Luego vinieron los años de las decisiones, del reforzamiento de la vocación y el comienzo de la escritura. La lectura se convirtió en herramienta y estrategia, sin dejar de ser fuente de gozo y arrobamiento. La amistad con Alfonso Reyes, en la década del cincuenta, le abrió la puerta a la revisión de la generación del Ateneo; el trato con escritores y académicos, como Sergio Fernández y María del Carmen Millán, le permitió ampliar el repertorio de consultas teóricas y críticas, así como la exploración de la novela moderna.  Sobre el Orlando, de Virginia Woolf, por ejemplo, le confesó a Fernández, en una carta fechada el 23 de agosto de 1957: “cada página tiene tal riqueza que la genialidad que en ellas se deja entrever parece que se nos vuelve cotidiana […] ¿Tendré todavía que decirle que este libro me inunda?”

Los trabajos y las responsabilidades crecieron con los años; sin embargo, Alfonso Rangel Guerra supo ganar horas al día para consagrarlas a la lectura. ¡gran lección de vida!

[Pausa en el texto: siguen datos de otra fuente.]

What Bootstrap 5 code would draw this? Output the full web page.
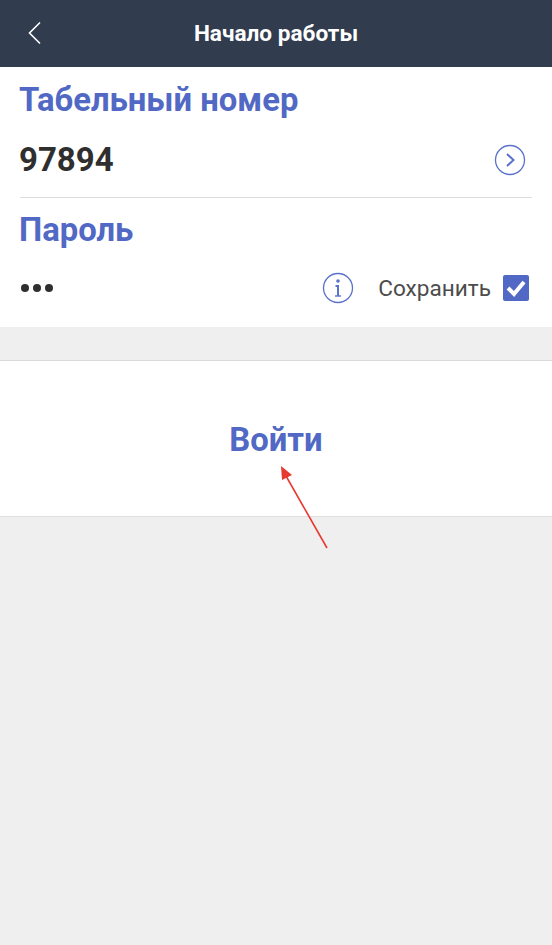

En una de las últimas entradas de su Diario (del 22 de febrero de 2010) apuntó su lectura de Mr. Vértigo, Paul Auster: “Es la tercera que leo de este autor. Me parece uno de los narradores más imaginativos y dueños de una narrativa siempre interesante, llena de riqueza en la exposición y con fuerza suficiente para atrapar al lector”. El cuerpo y la vista fueron decayendo, pero la fascinación por la lectura se mantuvo intacta. No hay mejor manera, me parece, de evocar la figura de un lector que esa.